N810: here
January 11, 2008 10:15 am hardware, maemoSo, yesterday I got it. Again, thanks to Nokia for the developer device program. Nice piece of hardware indeed – but nothing revolutionary, as I expected. Some comments (mostly rants – but my gratitude is still there and it is huge):
- Built-in GPS is cool. But why does it take ages to establish the connection (I do not even mention the fact that it does not work in the room). I hope Nokia would fix it in the updated software (hopefully it is not a hardware issue).
- The car mount is well-thought. But I am not going to use screws to attach it to my dashboard. Probably there must be some other way to use it…
- The keyboard … well, I guess it will take some time to get used to it. I still did not figure out how to switch between English and Russian layout (which was trivial on n800 on-screen keyboard).
- Nokia added special lock/unlock hardware switch. Nice touch. But IMHO much more useful would be two hardware volume control keys (or dial or whatever).
- Why oh why they switched from SD to MiniSD? My 2G card I bought for n800 is useless here
And now I cannot take SD card from my Nikon D80 and show just made photos on shiny n810 screen
(( Seriously, could anyone explain? It seems MiniSD standard is dying (if you check on ebay). I could better understand switching to MicroSD… Strange move indeed. (as a side note, I do not quite understand the change of the USB socket as well). - They added 2G unmountable internal flash. Good and wise decision. But why didn’t they move /usr to that volume (may be, along with /home)? Having 256M for all filesystems is not too much – I noticed it in n800 days. I simply cannot install all interesting stuff from Application Manager!

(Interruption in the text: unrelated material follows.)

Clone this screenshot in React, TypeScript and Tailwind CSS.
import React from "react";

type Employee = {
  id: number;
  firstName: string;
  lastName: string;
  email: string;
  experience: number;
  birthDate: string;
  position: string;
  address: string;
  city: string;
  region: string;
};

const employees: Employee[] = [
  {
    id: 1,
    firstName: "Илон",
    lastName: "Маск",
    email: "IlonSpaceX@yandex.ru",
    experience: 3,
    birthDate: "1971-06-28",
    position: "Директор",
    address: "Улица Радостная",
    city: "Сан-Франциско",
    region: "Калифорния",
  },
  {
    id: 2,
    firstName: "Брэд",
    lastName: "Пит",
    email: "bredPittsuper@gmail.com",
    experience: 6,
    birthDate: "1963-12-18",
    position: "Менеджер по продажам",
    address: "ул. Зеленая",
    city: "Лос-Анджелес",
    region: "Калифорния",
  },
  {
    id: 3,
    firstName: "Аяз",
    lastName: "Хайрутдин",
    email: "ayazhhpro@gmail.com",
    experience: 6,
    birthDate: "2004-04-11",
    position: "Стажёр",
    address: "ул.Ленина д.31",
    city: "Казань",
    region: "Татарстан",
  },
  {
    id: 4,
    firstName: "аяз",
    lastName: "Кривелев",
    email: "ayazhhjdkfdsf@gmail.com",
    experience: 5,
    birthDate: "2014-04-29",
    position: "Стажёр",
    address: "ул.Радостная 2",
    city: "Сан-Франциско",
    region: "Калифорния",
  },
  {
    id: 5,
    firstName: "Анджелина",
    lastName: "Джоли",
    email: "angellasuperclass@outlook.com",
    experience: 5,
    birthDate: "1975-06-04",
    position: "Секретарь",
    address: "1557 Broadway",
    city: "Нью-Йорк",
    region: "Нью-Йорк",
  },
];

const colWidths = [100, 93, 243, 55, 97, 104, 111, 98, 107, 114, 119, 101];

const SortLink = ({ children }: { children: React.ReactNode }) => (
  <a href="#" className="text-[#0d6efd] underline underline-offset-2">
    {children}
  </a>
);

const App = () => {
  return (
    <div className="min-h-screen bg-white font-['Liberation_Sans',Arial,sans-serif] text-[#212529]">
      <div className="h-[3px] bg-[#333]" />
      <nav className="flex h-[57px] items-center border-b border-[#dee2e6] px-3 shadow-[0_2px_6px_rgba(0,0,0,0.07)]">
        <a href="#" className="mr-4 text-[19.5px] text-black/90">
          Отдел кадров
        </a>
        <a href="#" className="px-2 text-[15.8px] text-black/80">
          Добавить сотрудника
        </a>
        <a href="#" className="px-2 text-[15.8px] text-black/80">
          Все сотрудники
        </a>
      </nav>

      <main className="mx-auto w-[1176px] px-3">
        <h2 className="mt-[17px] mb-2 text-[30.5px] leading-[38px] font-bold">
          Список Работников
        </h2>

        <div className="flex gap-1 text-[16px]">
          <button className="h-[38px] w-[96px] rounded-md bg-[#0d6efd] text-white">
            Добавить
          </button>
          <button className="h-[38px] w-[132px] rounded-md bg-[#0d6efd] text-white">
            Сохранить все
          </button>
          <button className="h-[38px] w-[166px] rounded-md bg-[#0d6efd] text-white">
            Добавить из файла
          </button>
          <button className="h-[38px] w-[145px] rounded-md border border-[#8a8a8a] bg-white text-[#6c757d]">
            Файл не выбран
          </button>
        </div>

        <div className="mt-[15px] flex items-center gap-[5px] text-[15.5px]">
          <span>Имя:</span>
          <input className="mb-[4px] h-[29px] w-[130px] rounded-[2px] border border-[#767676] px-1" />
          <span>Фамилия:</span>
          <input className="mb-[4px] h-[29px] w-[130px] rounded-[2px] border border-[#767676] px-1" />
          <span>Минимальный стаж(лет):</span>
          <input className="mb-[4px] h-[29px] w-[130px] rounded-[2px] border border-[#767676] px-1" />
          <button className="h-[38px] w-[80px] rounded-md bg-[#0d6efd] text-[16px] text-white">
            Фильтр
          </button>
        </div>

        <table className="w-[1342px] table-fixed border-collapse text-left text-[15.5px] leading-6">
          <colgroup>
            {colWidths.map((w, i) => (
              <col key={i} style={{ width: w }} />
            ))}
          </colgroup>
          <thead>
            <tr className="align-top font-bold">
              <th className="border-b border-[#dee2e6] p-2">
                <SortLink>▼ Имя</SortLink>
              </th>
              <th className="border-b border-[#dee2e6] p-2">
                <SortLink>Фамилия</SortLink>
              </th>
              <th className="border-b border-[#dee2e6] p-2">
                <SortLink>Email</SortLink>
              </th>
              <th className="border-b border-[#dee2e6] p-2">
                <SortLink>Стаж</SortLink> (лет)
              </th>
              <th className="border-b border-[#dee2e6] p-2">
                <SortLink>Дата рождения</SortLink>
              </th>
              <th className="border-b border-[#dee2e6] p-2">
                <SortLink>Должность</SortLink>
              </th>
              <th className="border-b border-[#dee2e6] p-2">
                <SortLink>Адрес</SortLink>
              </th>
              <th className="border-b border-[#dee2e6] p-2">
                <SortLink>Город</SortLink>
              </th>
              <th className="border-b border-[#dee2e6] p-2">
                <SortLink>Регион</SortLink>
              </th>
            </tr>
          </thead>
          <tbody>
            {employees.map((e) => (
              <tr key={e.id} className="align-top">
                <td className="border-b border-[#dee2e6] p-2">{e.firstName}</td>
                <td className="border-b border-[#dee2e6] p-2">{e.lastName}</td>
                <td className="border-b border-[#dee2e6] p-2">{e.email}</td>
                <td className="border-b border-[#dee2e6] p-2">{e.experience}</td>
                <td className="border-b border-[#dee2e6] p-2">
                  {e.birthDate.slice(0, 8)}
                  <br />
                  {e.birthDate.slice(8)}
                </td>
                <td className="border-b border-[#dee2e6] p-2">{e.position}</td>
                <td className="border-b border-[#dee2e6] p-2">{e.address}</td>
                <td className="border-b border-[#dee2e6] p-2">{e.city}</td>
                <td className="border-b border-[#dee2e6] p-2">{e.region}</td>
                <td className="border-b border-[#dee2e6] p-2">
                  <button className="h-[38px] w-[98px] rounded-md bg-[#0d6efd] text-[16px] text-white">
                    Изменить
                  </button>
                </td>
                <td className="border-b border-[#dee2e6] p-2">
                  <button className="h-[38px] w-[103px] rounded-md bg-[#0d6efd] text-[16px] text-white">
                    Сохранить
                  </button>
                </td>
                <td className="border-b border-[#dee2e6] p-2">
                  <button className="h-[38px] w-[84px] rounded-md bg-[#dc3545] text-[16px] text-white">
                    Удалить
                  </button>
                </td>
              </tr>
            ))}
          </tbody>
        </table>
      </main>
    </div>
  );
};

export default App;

Overall – I think Nokia is moving in the right direction. My only concern is the pace of the move. While the change from 770 to n800 was a huge leap, the change from n800 to n810 is a small step. Lads, please do not slow down. You are making a very cool gadgets – and there is still a room for improvement, I strongly believe you can make great gadgets.
January 11th, 2008 at 11:07 am
There are techical limitations for the connection time to GPS satellites. Apparently the time synchronization requires approx one minute of communications without any serious bitfaults. I would not call it a hardware fault, more like a limitation of the protocol involved.
As for using it indoors – that would indeed be a hardware (antenna) issue.
January 11th, 2008 at 11:35 am
Johan: well, it takes >1 min. And regarding indoors: last I heard, latest SirfStart chip is able to work with reflected/weak signals.
January 11th, 2008 at 11:36 am
http://en.wikipedia.org/wiki/SiRFstar_III
January 11th, 2008 at 11:50 am
Quoting the article you refer to “…maintain a signal lock in urban or densely covered forest environments…” does not really mean indoors in my ears.
January 11th, 2008 at 11:59 am
Ok, may be “indoors” is a bit of exaggeration – but I know it works ok in cars (not necessary right by the window) and other similar environments.
January 11th, 2008 at 12:04 pm
[...] Here’s another interesting post I read today by Planet GNOME [...]
January 11th, 2008 at 12:05 pm
also getting and maintaining a signal lock seems to be easier than actually downloading ephemeris data after a cold boot. you could try getting a fix under clear sky and then take it indoors.
January 11th, 2008 at 12:27 pm
Probably you are just unlucky where you live. Mine works flawlessly indoors, in an urban neighbourhood.
January 11th, 2008 at 2:37 pm
there is a company that makes car mounts that require a bit of dismantling of you dash, but provide a universal(i think because i’ve used it for phones, satellite radio, and other things) mount point that should be compatible with. The company I recall that makes it is called Panavise. They sell them as mobile phone mounts.
I will admit that I have not verified this, but when you look at them you should be able to gauge whether the nokia car kit looks compatible, since I dont have one yet.
January 11th, 2008 at 2:51 pm
wulff: thanks for the reference, I’ll check
January 11th, 2008 at 6:27 pm
I do not own an N810 (yet), but I think they want the 2GB accessible over USB.
And you can’t have a filesystem accessible over USB and locally.
That is why you can’t put any critical directories on the flash.